Spot every line with the word "React" and return it.
+-------+
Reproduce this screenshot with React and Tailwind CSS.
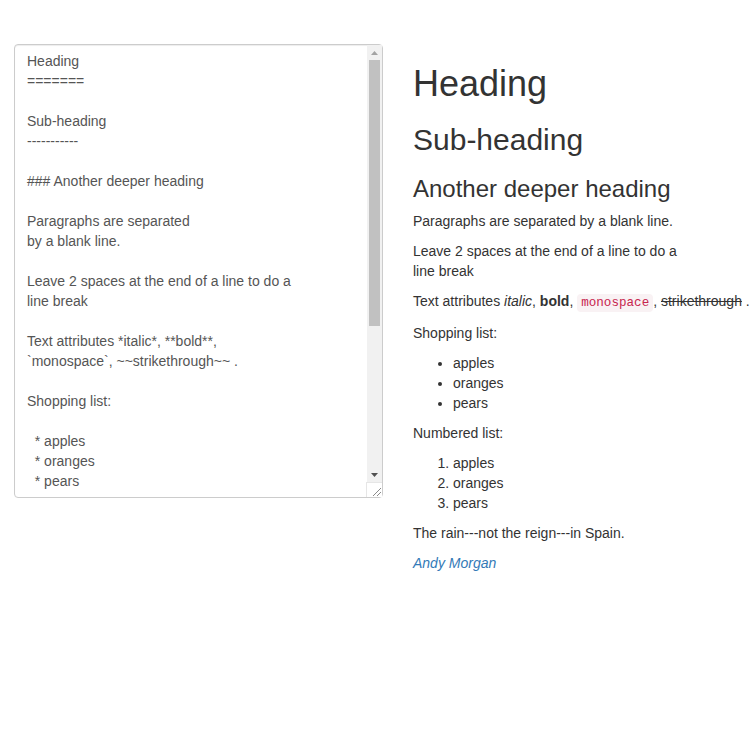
import React from "react";

const md = `Heading
=======

Sub-heading
-----------

### Another deeper heading

Paragraphs are separated
by a blank line.

Leave 2 spaces at the end of a line to do a
line break

Text attributes *italic*, **bold**,
\`monospace\`, ~~strikethrough~~ .

Shopping list:

  * apples
  * oranges
  * pears

Numbered list:

  1. apples
  2. oranges
  3. pears

The rain---not the reign---in Spain.

 *[Andy Morgan](https://www.freecodecamp.com/andymorgan)*`;

function FakeScrollbar() {
  return (
    <div className="absolute top-[1px] right-[1px] bottom-[1px] w-[15px] flex flex-col pointer-events-none">
      <div className="flex-1 flex flex-col bg-[#f1f1f1]">
        <div className="h-[15px] flex items-center justify-center">
          <svg width="7" height="4" viewBox="0 0 7 4">
            <polygon points="3.5,0 7,4 0,4" fill="#a3a3a3" />
          </svg>
        </div>
        <div className="h-[266px] mx-[2px] bg-[#c1c1c1]" />
        <div className="flex-1" />
        <div className="h-[15px] flex items-center justify-center">
          <svg width="7" height="4" viewBox="0 0 7 4">
            <polygon points="0,0 7,0 3.5,4" fill="#505050" />
          </svg>
        </div>
      </div>
      <div className="h-[15px] bg-white border-t border-l border-[#e6e6e6] -ml-[1px] w-[16px] flex items-end justify-end">
        <svg width="14" height="14" viewBox="0 0 14 14">
          <line x1="13" y1="5" x2="5" y2="13" stroke="#8a8a8a" strokeWidth="1" />
          <line x1="13" y1="9" x2="9" y2="13" stroke="#8a8a8a" strokeWidth="1" />
        </svg>
      </div>
    </div>
  );
}

export default function App() {
  return (
    <div
      className="flex items-start pt-[44px] pl-[14px] bg-white text-[#333] text-[14px] leading-[20px]"
      style={{ fontFamily: '"Liberation Sans", Arial, sans-serif' }}
    >
      <div className="relative w-[369px] h-[454px] shrink-0">
        <textarea
          className="block w-full h-full border border-[#ccc] rounded-[4px] pl-[12px] pr-[27px] py-[6px] text-[14px] leading-[20px] text-[#555] bg-white shadow-[inset_0_1px_1px_rgba(0,0,0,0.075)] outline-none resize-none overflow-hidden"
          style={{ fontFamily: '"Liberation Sans", Arial, sans-serif' }}
          defaultValue={md}
          spellCheck={false}
        />
        <FakeScrollbar />
      </div>
      <div className="ml-[30px] min-w-0 whitespace-nowrap">
        <h1 className="mt-[20px] mb-[10px] text-[36px] leading-[1.1] font-normal">Heading</h1>
        <h2 className="mt-[19px] mb-[10px] text-[30px] leading-[1.1] font-normal">Sub-heading</h2>
        <h3 className="mt-[20px] mb-[9px] text-[24px] leading-[1.1] font-normal">Another deeper heading</h3>
        <p className="mb-[10px]">Paragraphs are separated by a blank line.</p>
        <p className="mb-[10px]">
          Leave 2 spaces at the end of a line to do a<br />line break
        </p>
        <p className="mb-[10px]">
          Text attributes <em>italic</em>, <strong className="font-bold">bold</strong>,{" "}
          <code
            className="px-[4px] py-[2px] text-[90%] text-[#c7254e] bg-[#f9f2f4] rounded-[4px]"
            style={{ fontFamily: '"Liberation Mono", "Courier New", monospace' }}
          >
            monospace
          </code>
          , <del>strikethrough</del> .
        </p>
        <p className="mb-[10px]">Shopping list:</p>
        <ul className="mb-[10px] pl-[40px] list-disc">
          <li>apples</li>
          <li>oranges</li>
          <li>pears</li>
        </ul>
        <p className="mb-[10px]">Numbered list:</p>
        <ol className="mb-[10px] pl-[40px] list-decimal">
          <li>apples</li>
          <li>oranges</li>
          <li>pears</li>
        </ol>
        <p className="mb-[10px]">The rain---not the reign---in Spain.</p>
        <p className="mb-[10px]">
          <em>
            <a href="#" className="text-[#337ab7] no-underline">Andy Morgan</a>
          </em>
        </p>
      </div>
    </div>
  );
}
+-------+
*WRITTEN RESPONSE*
Reproduce this screenshot with React and Tailwind CSS.
import React from "react";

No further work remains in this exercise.